Раненый, скручивая цигарку, не торопится с ответом.

– Сам черт не разберет,- говорит он наконец.- Видите – весь город горит.

– Чему же там гореть так долго? – удивленно спрашивает молоденький боец, с испугом вглядываясь в дымный правый берег.

– Все горит,- мрачно поясняет раненый.- Все: дома, заводы, сама земля.

– Как же люди там?

– А что люди? Люди стоят. Насмерть стоят.

Раздается команда на посадку, бойцы подхватывают оружие и устремляются на сходни. Скоро нагруженная баржа медленно отходит от берега.

На переправе – ад кромешный. Огонь немецкой артиллерии не прекращается ни на минуту. Хотя вражеские наблюдатели из-за темноты густой осенней ночи не видят цели, но снарядов они не жалеют и стреляют без передышки. Огненные вспышки разрывов на миг освещают мокрый песок, обрубки деревьев, прибрежные лозы, темные силуэты барж на воде и фигуры людей.

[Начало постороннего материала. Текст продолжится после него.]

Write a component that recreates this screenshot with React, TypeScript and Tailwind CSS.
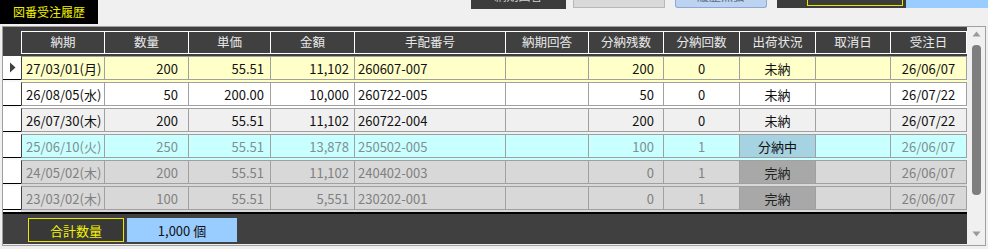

Никто не обращает внимания ни на вой снарядов, ни на скрежет разлетающихся вокруг осколков. То и дело из темноты подъезжают грузовики с пехотой, и бойцы торопливо переносят на баржи ящики со снарядами, гранатами, бутылками с горючей жидкостью, мешки и пакеты с продовольствием. Все торопятся, потому что многое нужно успеть до наступления холодного осеннего рассвета.

Приказом по Сталинградскому фронту оборона города возложена на 62-ю армию. Командует этой армией генерал-лейтенант В. И. Чуйков. Это боевой генерал, имеющий за плечами опыт современной войны, человек решительный, энергичный, волевой. Он без всякой рисовки заявил командующему фронтом:

– На левый берег меня немцы не выгонят. Или грудь в крестах или голова в кустах.

А гитлеровцы нагло требуют сдачи города. Они сбрасывают с самолетов тысячи листовок с изображением кольца окружения, в которое якобы попали защитники Сталинграда. На город непрерывно падают бомбы, пикируют самолеты с воющими сиренами, сбрасываются дырявые бочки и обрубки рельсов, издающие при падении душераздирающие звуки. Но все, кто остался в Сталинграде, кто его защищает, уже привыкли ко многому: и к курлыкающим минам и бомбам, к ревущим снарядам, к воющим сиренам и к ослепительным ракетам.